Irish mathematician (1800–1870)

Thomas Luby (1800 – 12 June 1870) was an Irish mathematician.

==Early life and education==
Thomas Luby was born at Clonmel, County Tipperary, in 1800. He was descended from a Huguenot family which fled from France in 1685 and settled in Canterbury. His father, John Luby, married Eleanor Fogarty, of the old Irish family of Castle Fogarty. He entered Trinity College Dublin as a sizar in 1817, obtaining a scholarship in 1819. He graduated B.A. in 1821, and was awarded the degrees of M.A. in 1825 and D.D. in 1840.

==Academic career==
Elected to a junior fellowship in 1831, he was co-opted senior fellow in 1847. Among the various college offices filled by him were those of university preacher, censor, junior dean, bursar, senior dean, and senior lecturer, and mathematical examiner in the school of civil engineering. He served as Donegall Lecturer in Mathematics between 1832 and 1847, and as Regius Professor of Greek between 1852 and 1855.

His popularity as a college tutor was unexampled. He was a member of the Royal Irish Academy, to which he presented the autograph of Charles Wolfe's "Burial of Sir John Moore after Corunna", and he wrote for college use An Introductory Treatise on Physical Astronomy (London, 1828), and The Elements of Plane Trigonometry (1825; third edition 1852).

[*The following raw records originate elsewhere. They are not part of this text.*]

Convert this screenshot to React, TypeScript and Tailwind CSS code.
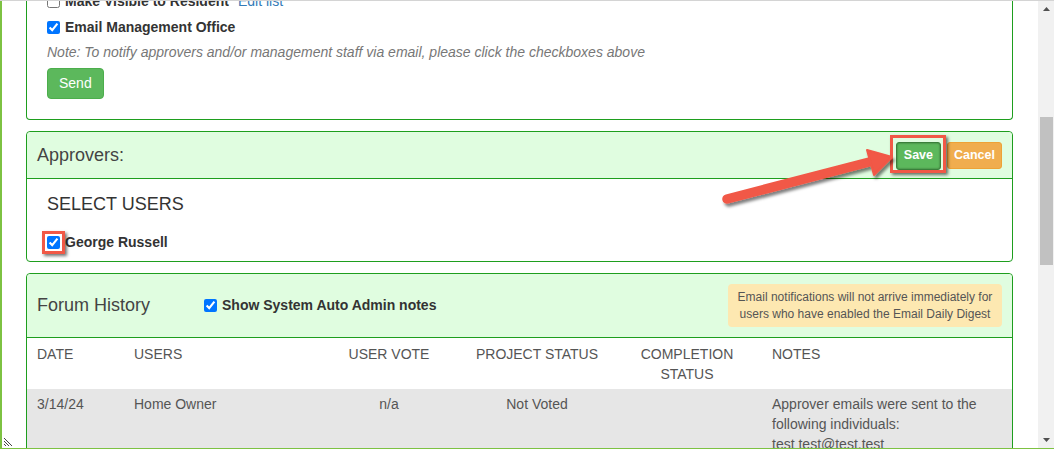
import { ReactNode } from "react";

// Approvers panel of a forum item, scrolled mid-page, with the screenshot's
// red call-out (box + arrow) pointing at the Save button.

type HistoryRow = {
  date: string;
  user: string;
  vote: string;
  project: string;
  completion: string;
  notes: string[];
};

const HISTORY: HistoryRow[] = [
  {
    date: "3/14/24",
    user: "Home Owner",
    vote: "n/a",
    project: "Not Voted",
    completion: "",
    notes: ["Approver emails were sent to the", "following individuals:", "test test@test.test"],
  },
];

const COLS = "grid grid-cols-[97px_205px_120px_176px_124px_1fr]";

function Check({ checked }: { checked?: boolean }) {
  return <input type="checkbox" defaultChecked={checked} className="w-[13px] h-[13px] shrink-0" />;
}

function Panel({ children, className = "" }: { children: ReactNode; className?: string }) {
  return <div className={`border border-[#1e9e1e] rounded bg-white ${className}`}>{children}</div>;
}

function Scrollbar() {
  return (
    <div className="w-4 shrink-0 bg-[#f1f1f1] flex flex-col">
      <div className="h-4 flex items-center justify-center">
        <svg width="7" height="4" viewBox="0 0 7 4"><polygon points="3.5,0 7,4 0,4" fill="#505050" /></svg>
      </div>
      <div className="mt-[100px] h-[148px] ml-[2px] mr-[1px] bg-[#c1c1c1]" />
      <div className="flex-1" />
      <div className="h-4 flex items-center justify-center">
        <svg width="7" height="4" viewBox="0 0 7 4"><polygon points="0,0 7,0 3.5,4" fill="#505050" /></svg>
      </div>
    </div>
  );
}

export default function App() {
  return (
    <div className="w-[1054px] h-[449px] overflow-hidden bg-white flex flex-col font-['Liberation_Sans',Arial,sans-serif] text-[14px] text-[#333]">
      <div className="h-px bg-[#d4d4d4] shrink-0" />
      <div className="flex flex-1 min-h-0 border-b border-[#7dc242]">
        <div className="relative flex-1 overflow-hidden border-l-2 border-[#7dc242]">
          <div className="-mt-[10px] pl-6 pr-[25px]">
            {/* Notify block */}
            <div className="border-x border-b border-[#1e9e1e] rounded-b px-5 pb-5">
              <label className="flex items-center gap-[5px] h-5">
                <Check />
                <span className="font-bold">Make Visible to Resident</span>
                <span className="ml-[4px] text-[#337ab7]">Edit list</span>
              </label>
              <label className="flex items-center gap-[5px] h-5 mt-[6px]">
                <Check checked />
                <span className="font-bold">Email Management Office</span>
              </label>
              <p className="mt-[5px] leading-5 italic text-[#777]">
                Note: To notify approvers and/or management staff via email, please click the checkboxes above
              </p>
              <button className="mt-[6px] h-[31px] px-[11px] rounded bg-[#5cb85c] border border-[#4cae4c] text-white">
                Send
              </button>
            </div>

            {/* Approvers */}
            <Panel className="mt-[11px]">
              <div className="h-[47px] bg-[#e0fde0] border-b border-[#1e9e1e] rounded-t flex items-center pl-[10px] pr-[10px]">
                <span className="text-[18px] text-[#444]">Approvers:</span>
                <div className="ml-auto flex items-center gap-[6px] mt-[1px]">
                  <span className="relative">
                    <button className="h-[28px] px-[7px] rounded-[3px] bg-[#5cb85c] border border-[#3a7f3a] shadow-[inset_0_0_2px_rgba(0,0,0,0.5)] text-white font-bold text-[12.5px]">
                      Save
                    </button>
                    <span className="absolute -left-[6px] -right-[5px] -top-[7px] -bottom-[3px] border-[3px] border-[#f15846] shadow-[2px_2px_3px_rgba(0,0,0,0.55)]" />
                  </span>
                  <button className="h-[27px] px-[6px] rounded-[3px] bg-[#f0ad4e] border border-[#eea236] text-white font-bold text-[12.5px]">
                    Cancel
                  </button>
                </div>
              </div>
              <div className="pl-5 pt-[15px] pb-[9px]">
                <div className="text-[18px] leading-5 text-[#333]">SELECT USERS</div>
                <label className="flex items-center gap-[5px] h-5 mt-[18px]">
                  <span className="relative flex">
                    <Check checked />
                    <span className="absolute -inset-[5px] border-[3px] border-[#f15846] shadow-[2px_2px_3px_rgba(0,0,0,0.55)]" />
                  </span>
                  <span className="font-bold">George Russell</span>
                </label>
              </div>
            </Panel>

            {/* Forum history */}
            <Panel className="mt-[11px]">
              <div className="h-[64px] bg-[#e0fde0] border-b border-[#1e9e1e] rounded-t flex items-center pl-[10px] pr-[10px]">
                <span className="w-[167px] text-[18px] text-[#444]">Forum History</span>
                <label className="flex items-center gap-[5px]">
                  <Check checked />
                  <span className="font-bold">Show System Auto Admin notes</span>
                </label>
                <div className="ml-auto w-[274px] h-[43px] rounded bg-[#fde8b1] text-[12px] leading-[17px] text-[#555] flex flex-col items-center justify-center">
                  <span>Email notifications will not arrive immediately for</span>
                  <span>users who have enabled the Email Daily Digest</span>
                </div>
              </div>
              <div className={`${COLS} pt-[6px] pb-[5px] leading-5 text-[#555]`}>
                <div className="pl-[10px]">DATE</div>
                <div className="pl-[10px]">USERS</div>
                <div className="text-center">USER VOTE</div>
                <div className="text-center">PROJECT STATUS</div>
                <div className="text-center px-[10px]">COMPLETION STATUS</div>
                <div className="pl-[23px]">NOTES</div>
              </div>
              {HISTORY.map((r) => (
                <div key={r.date + r.user} className={`${COLS} py-[5px] leading-5 bg-[#e6e6e6] text-[#555]`}>
                  <div className="pl-[10px]">{r.date}</div>
                  <div className="pl-[10px]">{r.user}</div>
                  <div className="text-center">{r.vote}</div>
                  <div className="text-center">{r.project}</div>
                  <div className="text-center">{r.completion}</div>
                  <div className="pl-[23px]">
                    {r.notes.map((n) => <div key={n}>{n}</div>)}
                  </div>
                </div>
              ))}
            </Panel>
          </div>

          {/* call-out arrow */}
          <svg className="absolute left-0 top-0 pointer-events-none" width="1036" height="447" viewBox="0 0 1036 447">
            <defs>
              <filter id="arrowShadow" x="-10%" y="-30%" width="120%" height="160%">
                <feDropShadow dx="2" dy="3" stdDeviation="1.6" floodColor="#000" floodOpacity="0.5" />
              </filter>
            </defs>
            <g filter="url(#arrowShadow)" fill="#f15846" stroke="#f15846">
              <line x1="725" y1="198" x2="871" y2="160" strokeWidth="9.5" strokeLinecap="round" />
              <polygon points="890,156 865,149 872,174" strokeWidth="2" strokeLinejoin="round" />
            </g>
          </svg>

          {/* resize grip */}
          <svg className="absolute left-[1px] bottom-[1px]" width="12" height="12" viewBox="0 0 12 12">
            <g stroke="#444" strokeWidth="1">
              <line x1="1" y1="3" x2="9" y2="11" />
              <line x1="1" y1="6" x2="6" y2="11" />
              <line x1="1" y1="9" x2="3" y2="11" />
            </g>
          </svg>
        </div>
        <Scrollbar />
      </div>
    </div>
  );
}
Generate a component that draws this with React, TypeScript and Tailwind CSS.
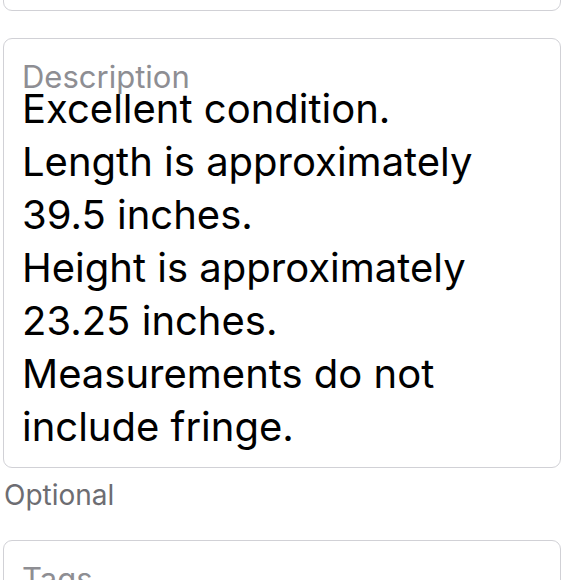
import React from "react";

export default function App() {
  return (
    <div className="w-[580px] h-[580px] overflow-hidden bg-white" style={{ fontFamily: 'Inter, "Liberation Sans", Arial, sans-serif' }}>
      <div className="ml-[3px] w-[558px] mt-[-40px] h-[51px] rounded-[9px] border border-[#d1d1d6]" />
      <div className="ml-[3px] w-[558px] mt-[27px] h-[430px] rounded-[9px] border border-[#d1d1d6] px-[18px] pt-[22px]">
        <div className="text-[31px] leading-[32px] text-[#8e8e93]">Description</div>
        <div className="text-[40px] leading-[53px] text-black mt-[-11px]">
          Excellent condition.<br />
          Length is approximately<br />
          39.5 inches.<br />
          Height is approximately<br />
          23.25 inches.<br />
          Measurements do not<br />
          include fringe.
        </div>
      </div>
      <div className="ml-[4px] mt-[7px] text-[28px] leading-[40px] text-[#6d6d72]">Optional</div>
      <div className="ml-[3px] w-[558px] mt-[25px] h-[80px] rounded-[9px] border border-[#d1d1d6] px-[18px] pt-[22px]">
        <div className="text-[31px] leading-[32px] text-[#8e8e93]">Tags</div>
      </div>
    </div>
  );
}
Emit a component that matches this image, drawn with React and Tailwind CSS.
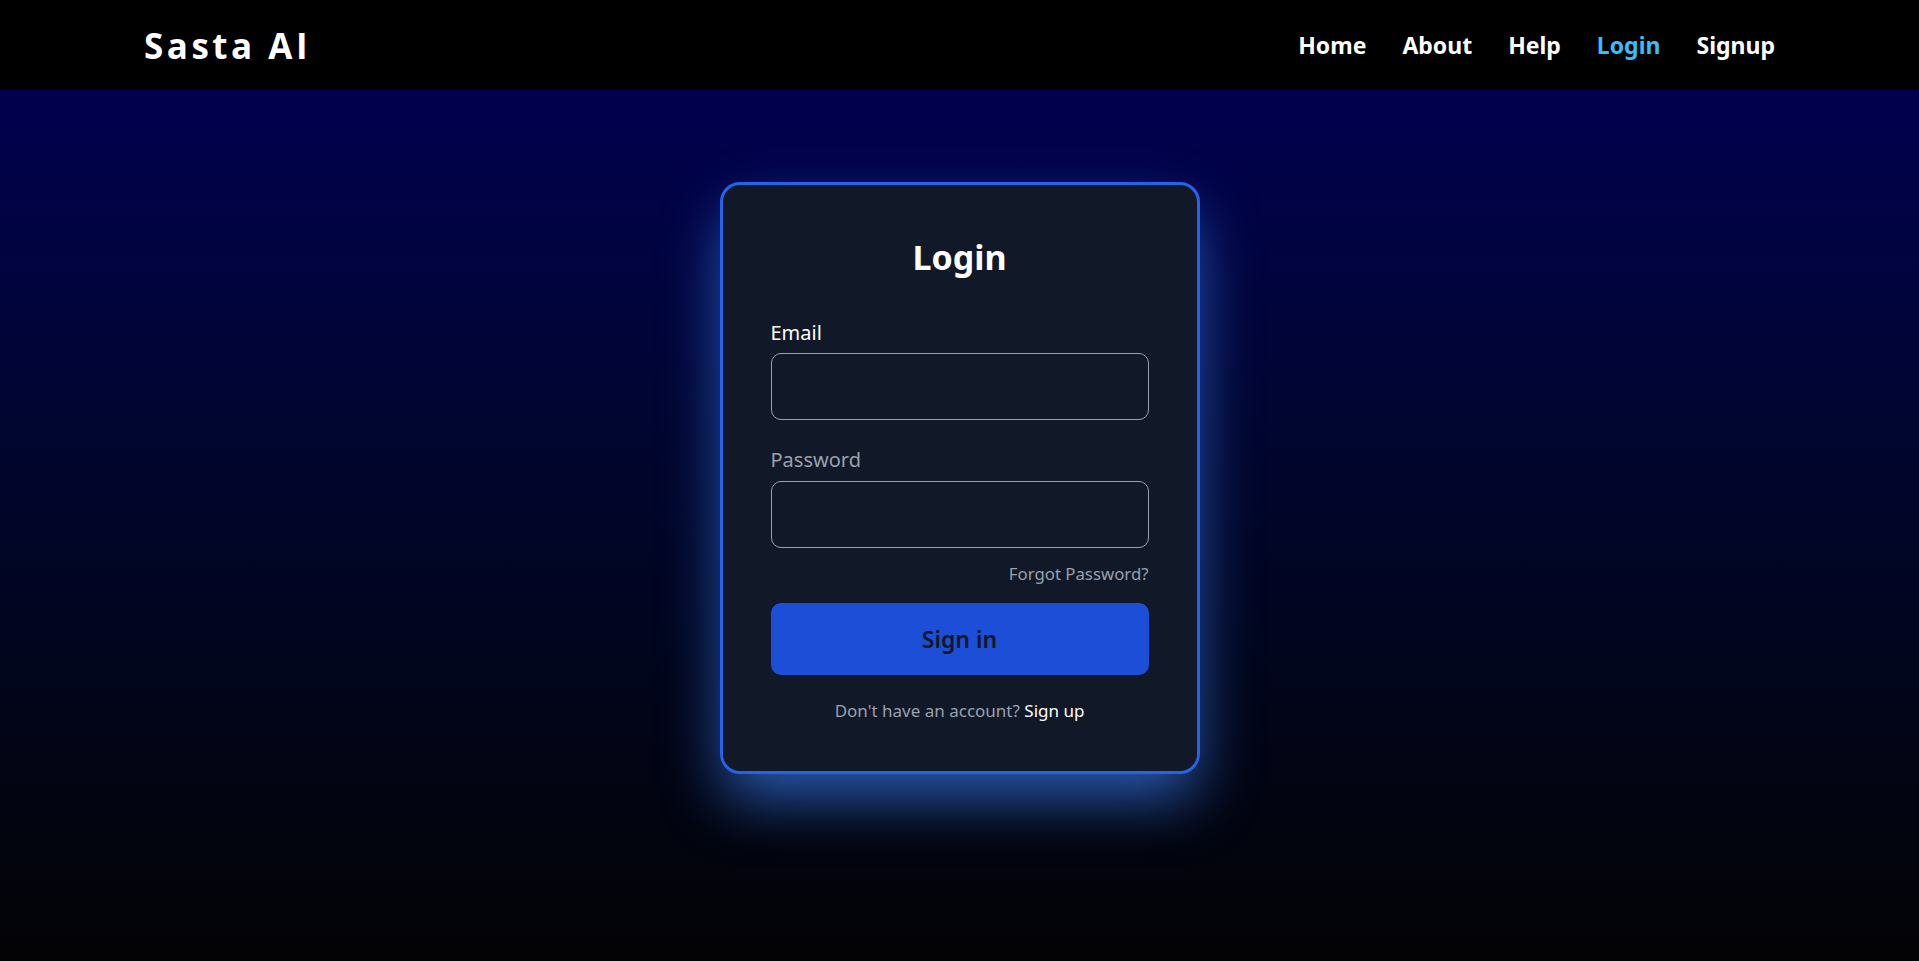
const links = ["Home", "About", "Help", "Login", "Signup"];

const App = () => {
  return (
    <div className="min-h-screen flex flex-col font-['Noto_Sans',sans-serif]">
      <nav className="h-[90px] bg-black flex items-center justify-between px-[144px]">
        <span className="text-white text-[35px] font-bold tracking-[0.1em] leading-none font-['Open_Sans',sans-serif]">
          Sasta AI
        </span>
        <ul className="flex items-center gap-[36px]">
          {links.map((l) => (
            <li key={l}>
              <a
                href="#"
                className={`text-[23px] font-bold ${l === "Login" ? "text-[#38bdf8]" : "text-white"}`}
              >
                {l}
              </a>
            </li>
          ))}
        </ul>
      </nav>

      <main className="flex-1 bg-linear-to-b from-[#00004f] to-[#030306] flex justify-center pt-[92px] pb-[187px]">
        <div className="w-[480px] h-[592px] bg-[#111827] border-[3px] border-[#2563eb] rounded-[20px] px-[48px] pt-[50px] shadow-[0_28px_60px_-5px_rgba(59,130,246,0.7)]">
          <h2 className="text-white text-[34px] font-bold text-center leading-[45px]">Login</h2>

          <form className="mt-[38px]" onSubmit={(e) => e.preventDefault()}>
            <label className="block text-white text-[20px] leading-[30px] mb-[5px]">Email</label>
            <input
              type="email"
              className="w-full h-[67px] bg-[#111827] border border-gray-400 rounded-[10px] px-4 text-white text-[20px] outline-none"
            />

            <label className="block text-gray-400 text-[20px] leading-[30px] mt-[25px] mb-[6px]">
              Password
            </label>
            <input
              type="password"
              className="w-full h-[67px] bg-[#111827] border border-gray-400 rounded-[10px] px-4 text-white text-[20px] outline-none"
            />

            <div className="text-right mt-[13px]">
              <a href="#" className="text-gray-400 text-[16.8px] leading-[25px]">
                Forgot Password?
              </a>
            </div>

            <button
              type="submit"
              className="mt-[17px] w-full h-[72px] bg-[#1d4ed8] rounded-[10px] text-gray-900 text-[23px] font-semibold"
            >
              Sign in
            </button>

            <p className="mt-[23px] text-center text-gray-400 text-[17px] leading-[25px]">
              Don't have an account?{" "}
              <a href="#" className="text-white">
                Sign up
              </a>
            </p>
          </form>
        </div>
      </main>
    </div>
  );
};

export default App;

He also edited John Brinkley's Astronomy (Dublin, 1836), and was associated with W. R. Hamilton in many of his publications.

==Personal life==
He married first Mary Anne Wetherall, niece of General Sir Frederick Wetherall, K.C.B., and secondly Jane Rathborne of Dunsina, and had six sons and four daughters. He was the uncle of the Irish nationalist revolutionary Thomas Clarke Luby.

He died in Dublin on 12 June 1870, and was buried at Aberystwyth.